What you have to do → Work through the data line by line, gathering every line that has the word "styles".

Available data →

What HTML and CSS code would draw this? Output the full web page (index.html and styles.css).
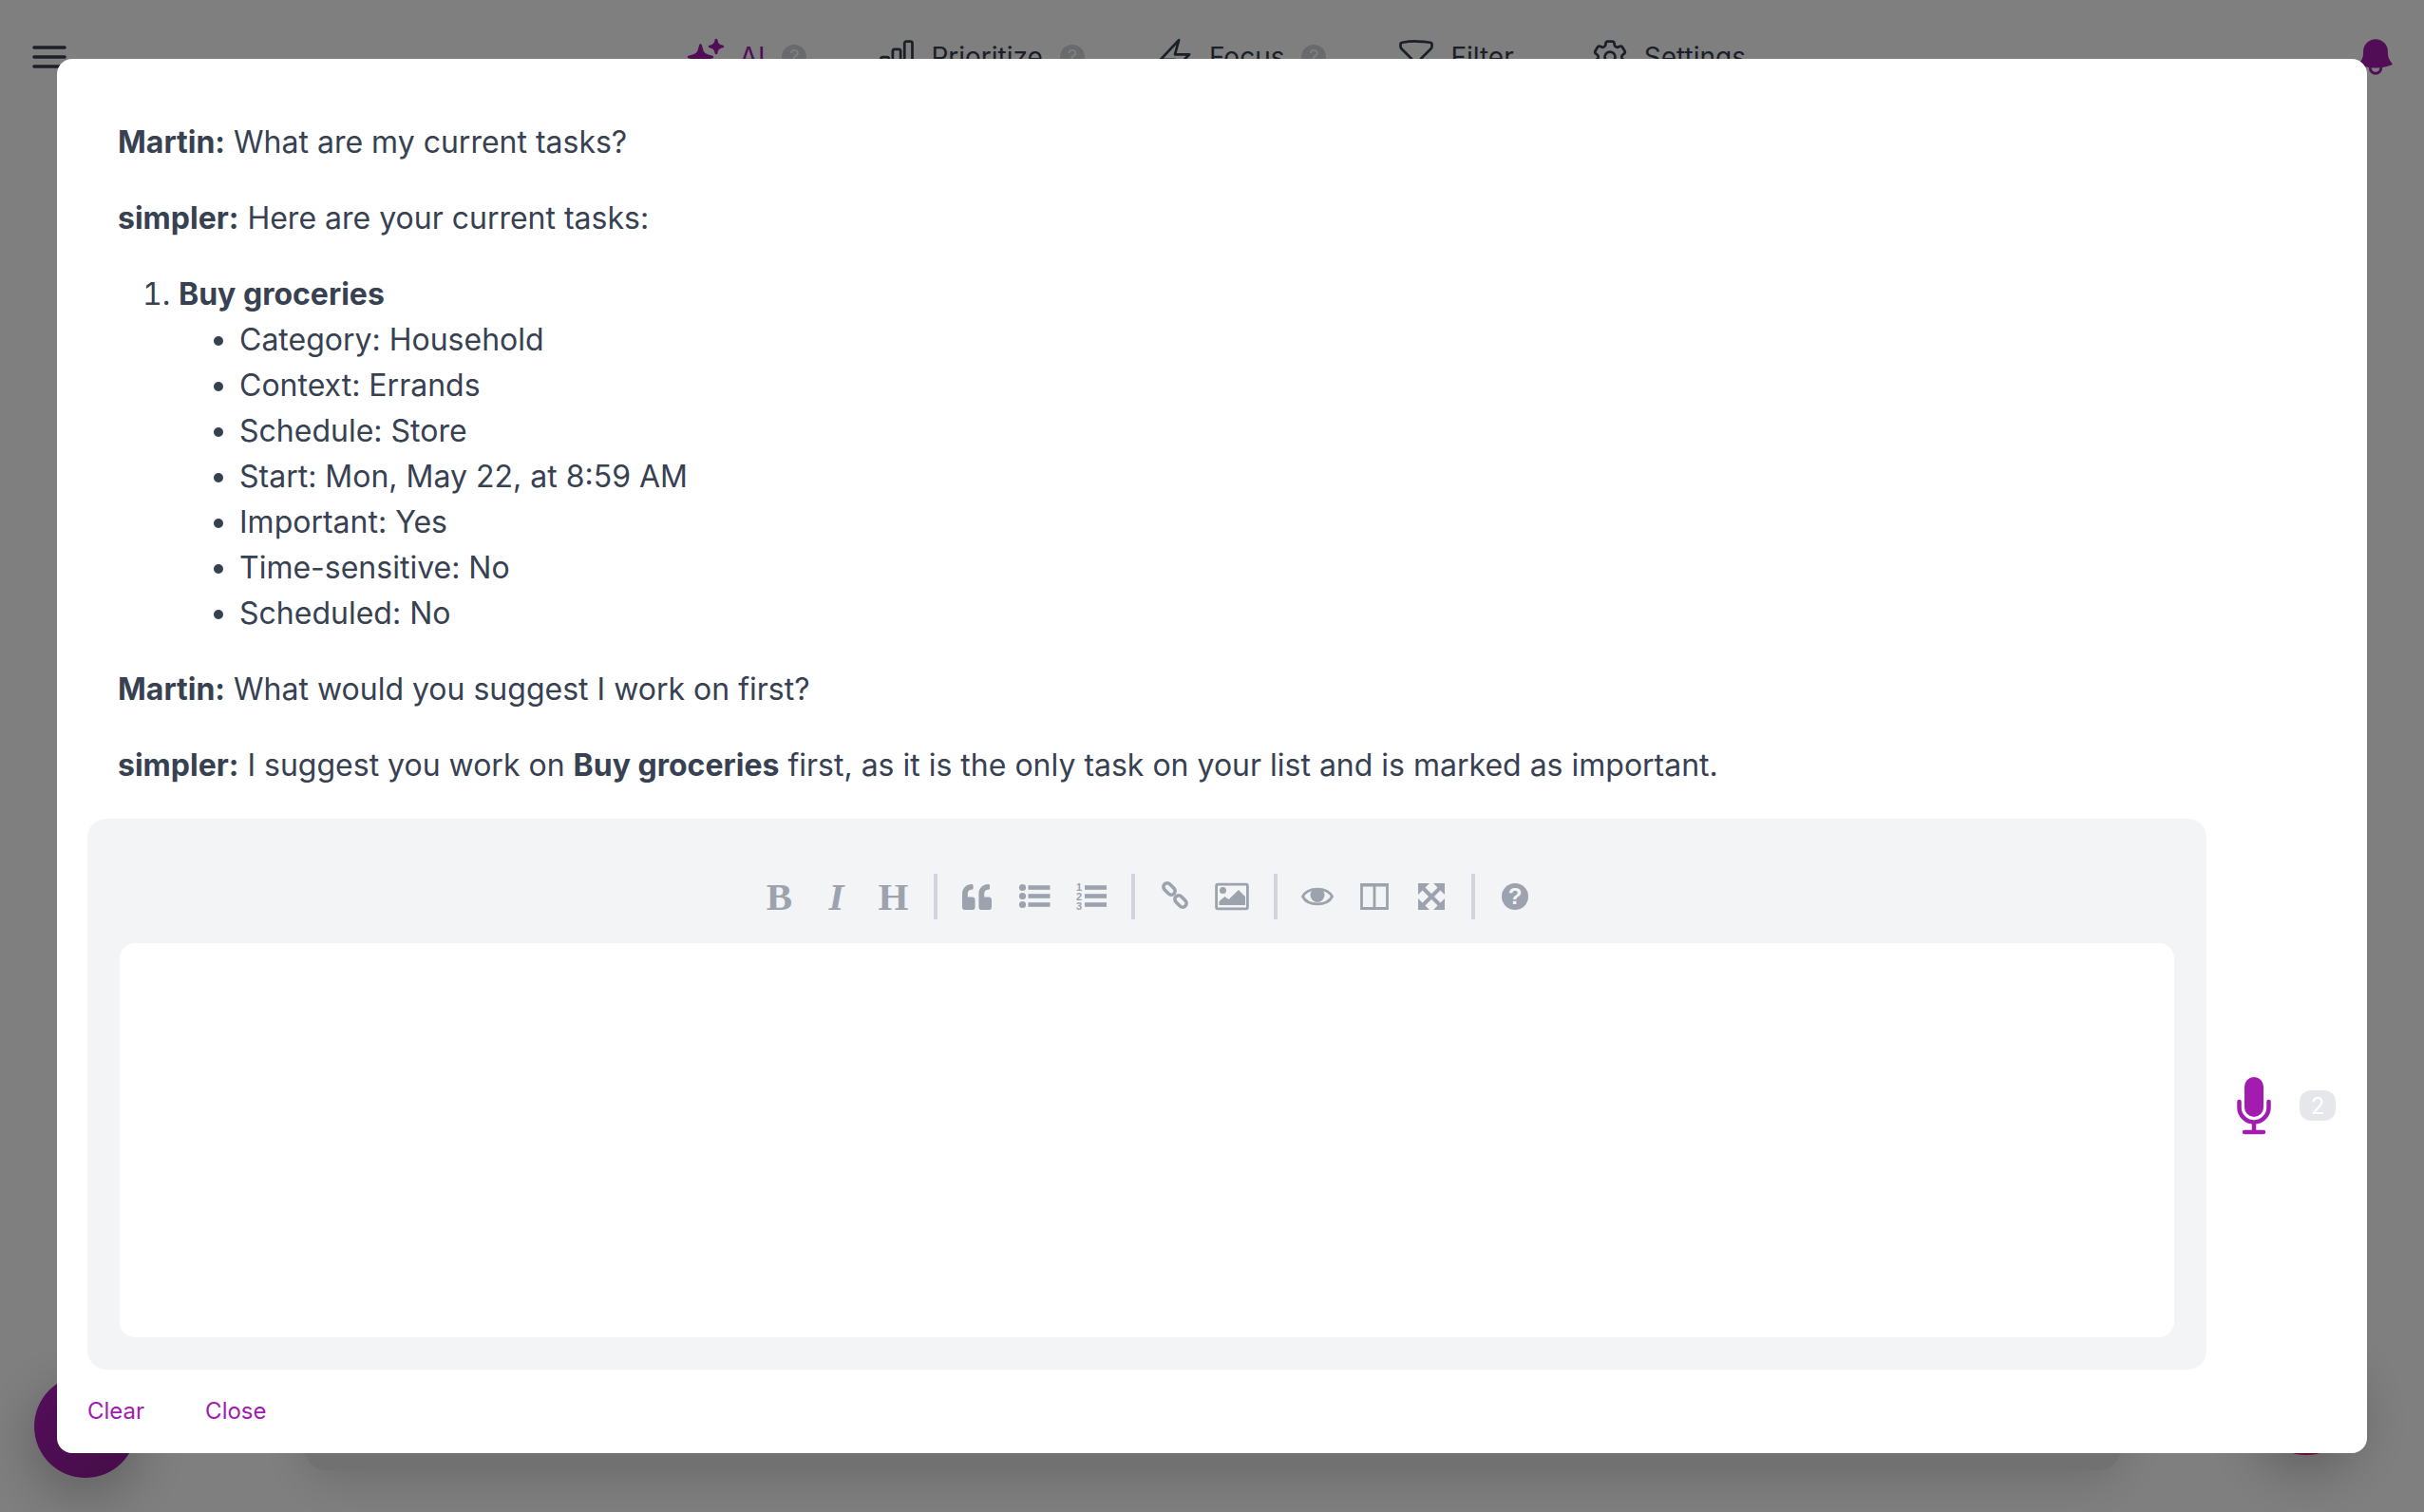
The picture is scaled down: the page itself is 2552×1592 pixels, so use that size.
FILE: index.html
```html
<!DOCTYPE html>
<html lang="en">
<head>
<meta charset="utf-8">
<title>simpler</title>
<link rel="stylesheet" href="styles.css">
</head>
<body>
<header class="app-header">
  <svg class="hamburger" viewBox="0 0 36 24"><path d="M2 2h32M2 12h32M2 22h32"/></svg>
  <nav class="nav">
    <a class="nav-item nav-item-active">
      <svg class="nav-icon solid" viewBox="0 0 24 24"><path d="M9 4.5a.75.75 0 01.721.544l.813 2.846a3.75 3.75 0 002.576 2.576l2.846.813a.75.75 0 010 1.442l-2.846.813a3.75 3.75 0 00-2.576 2.576l-.813 2.846a.75.75 0 01-1.442 0l-.813-2.846a3.75 3.75 0 00-2.576-2.576l-2.846-.813a.75.75 0 010-1.442l2.846-.813A3.75 3.75 0 007.466 7.89l.813-2.846A.75.75 0 019 4.5zM18 1.5a.75.75 0 01.728.568l.258 1.036c.236.94.97 1.674 1.91 1.91l1.036.258a.75.75 0 010 1.456l-1.036.258c-.94.236-1.674.97-1.91 1.91l-.258 1.036a.75.75 0 01-1.456 0l-.258-1.036a2.625 2.625 0 00-1.91-1.91l-1.036-.258a.75.75 0 010-1.456l1.036-.258a2.625 2.625 0 001.91-1.91l.258-1.036A.75.75 0 0118 1.5zM16.5 15a.75.75 0 01.712.513l.394 1.183c.15.447.5.799.948.948l1.183.395a.75.75 0 010 1.422l-1.183.395c-.447.15-.799.5-.948.948l-.395 1.183a.75.75 0 01-1.422 0l-.395-1.183a1.5 1.5 0 00-.948-.948l-1.183-.395a.75.75 0 010-1.422l1.183-.395c.447-.15.799-.5.948-.948l.395-1.183A.75.75 0 0116.5 15z"/></svg>
      <span>AI</span><span class="nav-badge">?</span>
    </a>
    <a class="nav-item">
      <svg class="nav-icon" viewBox="0 0 24 24"><path d="M3 13.125C3 12.504 3.504 12 4.125 12h2.25c.621 0 1.125.504 1.125 1.125v6.75C7.5 20.496 6.996 21 6.375 21h-2.25A1.125 1.125 0 013 19.875v-6.75zM9.75 8.625c0-.621.504-1.125 1.125-1.125h2.25c.621 0 1.125.504 1.125 1.125v11.25c0 .621-.504 1.125-1.125 1.125h-2.25a1.125 1.125 0 01-1.125-1.125V8.625zM16.5 4.125c0-.621.504-1.125 1.125-1.125h2.25C20.496 3 21 3.504 21 4.125v15.75c0 .621-.504 1.125-1.125 1.125h-2.25a1.125 1.125 0 01-1.125-1.125V4.125z"/></svg>
      <span>Prioritize</span><span class="nav-badge">?</span>
    </a>
    <a class="nav-item">
      <svg class="nav-icon" viewBox="0 0 24 24"><path d="M3.75 13.5l10.5-11.25L12 10.5h8.25L9.75 21.75 12 13.5H3.75z"/></svg>
      <span>Focus</span><span class="nav-badge">?</span>
    </a>
    <a class="nav-item">
      <svg class="nav-icon" viewBox="0 0 24 24"><path d="M12 3c2.755 0 5.455.232 8.083.678.533.09.917.556.917 1.096v1.044a2.25 2.25 0 01-.659 1.591l-5.432 5.432a2.25 2.25 0 00-.659 1.591v2.927a2.25 2.25 0 01-1.244 2.013L9.75 21v-6.568a2.25 2.25 0 00-.659-1.591L3.659 7.409A2.25 2.25 0 013 5.818V4.774c0-.54.384-1.006.917-1.096A48.32 48.32 0 0112 3z"/></svg>
      <span>Filter</span>
    </a>
    <a class="nav-item nav-item-last">
      <svg class="nav-icon" viewBox="0 0 24 24"><path d="M9.594 3.94c.09-.542.56-.94 1.11-.94h2.593c.55 0 1.02.398 1.11.94l.213 1.281c.063.374.313.686.645.87.074.04.147.083.22.127.324.196.72.257 1.075.124l1.217-.456a1.125 1.125 0 011.37.49l1.296 2.247a1.125 1.125 0 01-.26 1.431l-1.003.827c-.293.24-.438.613-.431.992a6.759 6.759 0 010 .255c-.007.378.138.75.43.99l1.005.828c.424.35.534.954.26 1.43l-1.298 2.247a1.125 1.125 0 01-1.369.491l-1.217-.456c-.355-.133-.75-.072-1.076.124a6.57 6.57 0 01-.22.128c-.331.183-.581.495-.644.869l-.213 1.28c-.09.543-.56.941-1.11.941h-2.594c-.55 0-1.02-.398-1.11-.94l-.213-1.281c-.062-.374-.312-.686-.644-.87a6.52 6.52 0 01-.22-.127c-.325-.196-.72-.257-1.076-.124l-1.217.456a1.125 1.125 0 01-1.369-.49l-1.297-2.247a1.125 1.125 0 01.26-1.431l1.004-.827c.292-.24.437-.613.43-.992a6.932 6.932 0 010-.255c.007-.378-.138-.75-.43-.99l-1.004-.828a1.125 1.125 0 01-.26-1.43l1.297-2.247a1.125 1.125 0 011.37-.491l1.216.456c.356.133.751.072 1.076-.124.072-.044.146-.087.22-.128.332-.183.582-.495.644-.869l.214-1.281z"/><path d="M15 12a3 3 0 11-6 0 3 3 0 016 0z"/></svg>
      <span>Settings</span>
    </a>
  </nav>
  <svg class="bell" viewBox="0 0 24 24"><path fill-rule="evenodd" d="M5.25 9a6.75 6.75 0 0113.5 0v.75c0 2.123.8 4.057 2.118 5.52a.75.75 0 01-.297 1.206c-1.544.57-3.16.99-4.831 1.243a3.75 3.75 0 11-7.48 0 24.585 24.585 0 01-4.831-1.244.75.75 0 01-.298-1.205A8.217 8.217 0 005.25 9.75V9zm4.502 8.9a2.25 2.25 0 104.496 0 25.057 25.057 0 01-4.496 0z"/></svg>
</header>

<div class="fab fab-left"></div>
<div class="bottom-bar"></div>
<div class="fab fab-right"></div>

<div class="overlay">
  <section class="modal">
    <div class="chat">
      <p><strong>Martin:</strong> What are my current tasks?</p>
      <p><strong>simpler:</strong> Here are your current tasks:</p>
      <ol>
        <li><strong>Buy groceries</strong>
          <ul>
            <li>Category: Household</li>
            <li>Context: Errands</li>
            <li>Schedule: Store</li>
            <li>Start: Mon, May 22, at 8:59 AM</li>
            <li>Important: Yes</li>
            <li>Time-sensitive: No</li>
            <li>Scheduled: No</li>
          </ul>
        </li>
      </ol>
      <p><strong>Martin:</strong> What would you suggest I work on first?</p>
      <p><strong>simpler:</strong> I suggest you work on <strong>Buy groceries</strong> first, as it is the only task on your list and is marked as important.</p>
    </div>

    <div class="composer">
      <div class="editor-panel">
        <div class="toolbar">
          <button class="tool"><span class="glyph">B</span></button>
          <button class="tool"><span class="glyph glyph-italic">I</span></button>
          <button class="tool"><span class="glyph">H</span></button>
          <i class="sep"></i>
          <button class="tool"><svg class="tool-icon tool-icon-quote" viewBox="0 0 512 512"><path d="M464 256h-80v-64c0-35.3 28.7-64 64-64h8c13.3 0 24-10.7 24-24V56c0-13.3-10.7-24-24-24h-8c-88.4 0-160 71.6-160 160v240c0 26.5 21.5 48 48 48h128c26.5 0 48-21.5 48-48V304c0-26.5-21.5-48-48-48zm-288 0H96v-64c0-35.3 28.7-64 64-64h8c13.3 0 24-10.7 24-24V56c0-13.3-10.7-24-24-24h-8C71.6 32 0 103.6 0 192v240c0 26.5 21.5 48 48 48h128c26.500 0 48-21.5 48-48V304c0-26.5-21.5-48-48-48z"/></svg></button>
          <button class="tool"><svg class="tool-icon" viewBox="0 0 36 36"><circle cx="5.5" cy="8.5" r="3.6"/><circle cx="5.5" cy="17.5" r="3.6"/><circle cx="5.5" cy="26.5" r="3.6"/><rect x="11.5" y="6.2" width="23" height="4.6"/><rect x="11.5" y="15.2" width="23" height="4.6"/><rect x="11.5" y="24.2" width="23" height="4.6"/></svg></button>
          <button class="tool"><svg class="tool-icon" viewBox="0 0 36 36"><text class="ol-num" x="2" y="12">1</text><text class="ol-num" x="2" y="22">2</text><text class="ol-num" x="2" y="32">3</text><rect x="11" y="6.2" width="23" height="4.6"/><rect x="11" y="15.2" width="23" height="4.6"/><rect x="11" y="24.2" width="23" height="4.6"/></svg></button>
          <i class="sep"></i>
          <button class="tool"><svg class="tool-icon" viewBox="0 0 36 36"><g class="line-link"><rect x="5" y="6" width="14" height="8" rx="4" transform="rotate(45 12 10)"/><rect x="17" y="19" width="14" height="8" rx="4" transform="rotate(45 24 23)"/></g></svg></button>
          <button class="tool"><svg class="tool-icon" viewBox="0 0 36 36"><rect class="line-thin" x="1.6" y="5.2" width="32.8" height="25.6" rx="1.5"/><circle cx="8.5" cy="11.5" r="3.5"/><path d="M4.5 27v-4l6-5 4 3 10.500-10 7 7v9z"/></svg></button>
          <i class="sep sep-wide"></i>
          <button class="tool"><svg class="tool-icon" viewBox="0 0 36 36"><path class="line-thin" d="M2.500 18C8 7.500 28 7.500 33.500 18 28 28.500 8 28.500 2.500 18z"/><circle cx="18" cy="16.500" r="7.500"/></svg></button>
          <button class="tool"><svg class="tool-icon" viewBox="0 0 36 36"><path class="line-thin" d="M4.500 5.500h27v25h-27zM18 5.500v25"/><rect x="3.500" y="4" width="29" height="3.500" rx="1.500"/></svg></button>
          <button class="tool"><svg class="tool-icon" viewBox="0 0 36 36"><path class="line-art" d="M9 9l18 18M27 9L9 27"/><path d="M4 4h12L4 16zM32 4v12L20 4zM4 32V20l12 12zM32 32H20l12-12z"/></svg></button>
          <i class="sep"></i>
          <button class="tool"><svg class="tool-icon" viewBox="0 0 36 36"><circle cx="18" cy="18" r="14"/><text class="help-mark" x="18" y="26">?</text></svg></button>
        </div>
        <div class="editor"></div>
      </div>
      <div class="voice">
        <svg class="mic" viewBox="0 0 36 62"><rect class="mic-body" x="8" y="1" width="20" height="42" rx="10"/><path class="mic-line" d="M2.500 27v6a15.500 15.500 0 0031 0v-6M18 49v10M8 59h20"/></svg>
        <span class="count">2</span>
      </div>
    </div>

    <div class="actions">
      <button class="action">Clear</button>
      <button class="action">Close</button>
    </div>
  </section>
</div>
</body>
</html>
```
FILE: styles.css
```css
* { box-sizing: border-box; }
html, body { height: 100%; }
body {
  margin: 0;
  background: #fff;
  font-family: Inter, "Noto Sans", sans-serif;
  color: #374151;
  overflow: hidden;
}
.app-header {
  display: grid;
  grid-template-columns: 1fr auto 1fr;
  align-items: center;
  height: 46px;
  margin-top: 37px;
  padding: 0 28px 0 32px;
}
.hamburger { width: 40px; height: 24px; padding: 0 2px; fill: none; stroke: #374151; stroke-width: 3.6; stroke-linecap: round; }
.nav { display: flex; align-items: center; gap: 73px; margin-left: 2.5px; font-size: 28px; line-height: 44px; }
.nav-item { display: flex; align-items: center; gap: 14px; color: #374151; }
.nav-item-active { color: #a21caf; }
.nav-item-last { margin-left: 6px; }
.nav-icon { width: 44px; height: 44px; fill: none; stroke: currentColor; stroke-width: 1.5; stroke-linecap: round; stroke-linejoin: round; }
.nav-icon.solid { fill: currentColor; stroke: none; }
.nav-badge {
  display: flex; align-items: center; justify-content: center;
  width: 26px; height: 26px; margin-left: 4px;
  border-radius: 50%; background: #d1d5db; color: #fff; font-size: 20px;
}
.bell { justify-self: end; width: 46px; height: 46px; fill: #a21caf; }

.fab { position: absolute; width: 108px; height: 108px; border-radius: 50%; box-shadow: 0 16px 60px rgba(0,0,0,.28); }
.fab-left { left: 36px; top: 1448px; background: linear-gradient(135deg, #aa1cb8, #8a1a8e); }
.fab-right { left: 2374px; top: 1424px; background: #c8157f; }
.bottom-bar { position: absolute; left: 320px; top: 1440px; width: 1913px; height: 108px; border-radius: 24px; background: #e2e2e3; box-shadow: 0 8px 50px rgba(0,0,0,.16); }

.overlay {
  position: fixed; inset: 0;
  display: flex;
  padding: 62px 60px;
  background: rgba(0,0,0,.5);
}
.modal {
  display: flex; flex-direction: column;
  width: 100%;
  border-radius: 16px;
  background: #fff;
  padding: 64px 32px 0;
}
.chat { padding: 0 32px; font-size: 32px; line-height: 48px; }
.chat p { margin: 0 0 32px; }
.chat strong { font-weight: 700; }
.chat ol { margin: 0 0 32px; padding-left: 64px; }
.chat ul { margin: 0; padding-left: 64px; list-style: disc; }
.chat > :last-child { margin-bottom: 0; }

.composer { display: flex; align-items: center; margin-top: 32px; }
.editor-panel {
  flex: none;
  width: 2231px;
  padding: 33px 34px 34px;
  border-radius: 20px;
  background: #f3f4f6;
}
.toolbar { display: flex; align-items: center; justify-content: center; height: 98px; color: #9ca3af; }
.tool { display: flex; align-items: center; justify-content: center; width: 60px; height: 60px; padding: 0; border: 0; background: none; color: inherit; }
.tool-icon { width: 36px; height: 36px; fill: currentColor; }
.tool-icon-quote { width: 31px; height: 31px; }
.tool-icon text { fill: currentColor; }
.glyph { font: 700 41px/1 "Liberation Serif", serif; }
.glyph-italic { font-style: italic; }
.sep { width: 4px; height: 48px; margin: 0 12px; background: #d1d5db; }
.sep-wide { margin-left: 14px; }
.line-art { fill: none; stroke: currentColor; stroke-width: 4; }
.line-thin { fill: none; stroke: currentColor; stroke-width: 2.8; }
.line-link { fill: none; stroke: currentColor; stroke-width: 3.6; }
.tool-icon .ol-num { font: 700 11px "Liberation Sans", sans-serif; }
.tool-icon .help-mark { font: 700 24px "Liberation Sans", sans-serif; text-anchor: middle; fill: #f3f4f6; }
.editor { height: 415px; border-radius: 16px; background: #fff; }

.voice { display: flex; align-items: center; gap: 30px; margin: 24px 0 0 32px; }
.mic { width: 36px; height: 62px; }
.mic-body { fill: #a21caf; }
.mic-line { fill: none; stroke: #a21caf; stroke-width: 4.5; stroke-linecap: round; }
.count {
  display: flex; align-items: center; justify-content: center;
  width: 38px; height: 32px;
  border-radius: 12px;
  background: #e5e7eb; color: #fff; font-size: 24px;
}

.actions { display: flex; gap: 64px; margin-top: 22px; }
.action { padding: 0; border: 0; background: none; color: #a21caf; font: 400 24px/44px Inter, "Noto Sans", sans-serif; }
```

The response →
What HTML and CSS code would draw this? Output the full web page (index.html and styles.css).
<link rel="stylesheet" href="styles.css">
FILE: styles.css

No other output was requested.